The Bitcoin Foundation believes that some regulation is necessary for Bitcoin and other Virtual Currencies and that they would actually serve to strengthen the Bitcoin ecosystem, helping New York consumers, businesses and the financial markets by inspiring confidence in the decentralized currency.

Jim Harper with the Bitcoin Foundation’s Global Policy Council writes about the Foundation’s support of constructive regulation:

“The sacrifice of some decentralization in furtherance of other benefits to the Bitcoin ecosystem must meet a high burden of proof. Nobody should want a regulation that sacrifices Bitcoin’s benefits if doing so produces unknown or merely speculative benefits for New York consumers of the New York financial services marketplace.”

The Bitlicense proposal is controversial for a number of reasons. Besides being constructed in such a way that it overly burdens a new industry in favor of more established interests, it is contrary to what most Federal and state agencies are proposing, which is to integrate Bitcoin into existing regulations.

This includes agencies such as the US Treasury Department’s Financial Crimes Enforcement Network (FinCEN), the U.S. Internal Revenue Service, the U.S. Federal Election Commission, the Texas Department of Banking, and Kansas’s Office of the State Bank Commissioner. None of these agencies have even suggested industry specific regulations, instead preferring to use existing financial laws. Harper cites other problems as well:

“The language of the ‘BitLicense’ proposal would apply non-financial uses of Bitcoin’s public ledger, including communicative and expressive uses. This would run afoul of U.S. constitutional protections against regulation of speech.”

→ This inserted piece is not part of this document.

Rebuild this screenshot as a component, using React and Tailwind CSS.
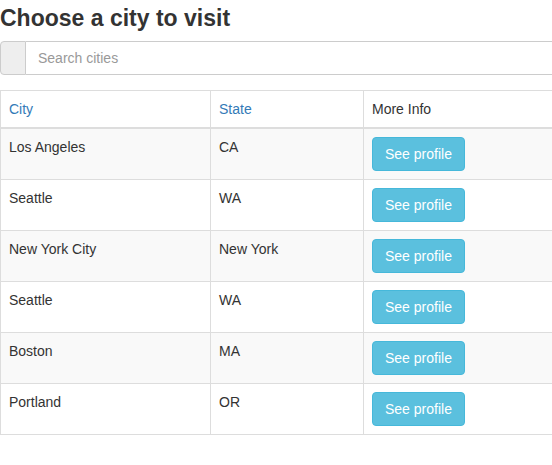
const cities = [
  { name: "Los Angeles", state: "CA" },
  { name: "Seattle", state: "WA" },
  { name: "New York City", state: "New York" },
  { name: "Seattle", state: "WA" },
  { name: "Boston", state: "MA" },
  { name: "Portland", state: "OR" },
];

export default function App() {
  return (
    <div className="w-[552px] h-[465px] overflow-hidden bg-white font-['Liberation_Sans',Arial,sans-serif] text-[14px] leading-[20px] text-[#333]">
      <div className="w-[640px]">
        <h3 className="mt-[5px] mb-[10px] text-[23px] leading-[26px] font-bold text-[#333]">Choose a city to visit</h3>

        <div className="flex h-[34px]">
          <span className="w-[26px] shrink-0 rounded-l-[4px] border border-[#ccc] bg-[#eee]" />
          <input
            type="text"
            placeholder="Search cities"
            className="h-[34px] flex-1 border border-l-0 border-[#ccc] px-3 text-[14px] text-[#555] outline-none placeholder:text-[#999]"
          />
        </div>

        <table className="mt-[15px] w-full border-collapse border border-[#ddd]">
          <thead>
            <tr>
              <th className="w-[210px] border border-b-2 border-[#ddd] p-2 text-left font-normal text-[#337ab7]">City</th>
              <th className="w-[153px] border border-b-2 border-[#ddd] p-2 text-left font-normal text-[#337ab7]">State</th>
              <th className="border border-b-2 border-[#ddd] p-2 text-left font-normal">More Info</th>
            </tr>
          </thead>
          <tbody>
            {cities.map((city, i) => (
              <tr key={i} className={i % 2 === 0 ? "bg-[#f9f9f9]" : "bg-white"}>
                <td className="border border-[#ddd] p-2 align-top">{city.name}</td>
                <td className="border border-[#ddd] p-2 align-top">{city.state}</td>
                <td className="border border-[#ddd] p-2 align-top">
                  <button
                    type="button"
                    className="h-[34px] rounded-[4px] border border-[#46b8da] bg-[#5bc0de] px-3 text-[14px] text-white"
                  >
                    See profile
                  </button>
                </td>
              </tr>
            ))}
          </tbody>
        </table>
      </div>
    </div>
  );
}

The Constitutional protections that Harper is referring to are the Fourth Amendment’s protection against unreasonable search. The onerous reporting requirements amount to unreasonable financial surveillance and accounting.

“A regulatory regime that is markedly out of step with others is very likely to create inefficiency in national and global markets, which would suppress competition, hamper the delivery of benefits to consumers and frustrate consumers,” concludes Harper. “New York is a very special state, but we recommend that it join the national and global community of regulatory bodies that are taking a methodical, iterative approach to Bitcoin business regulation.”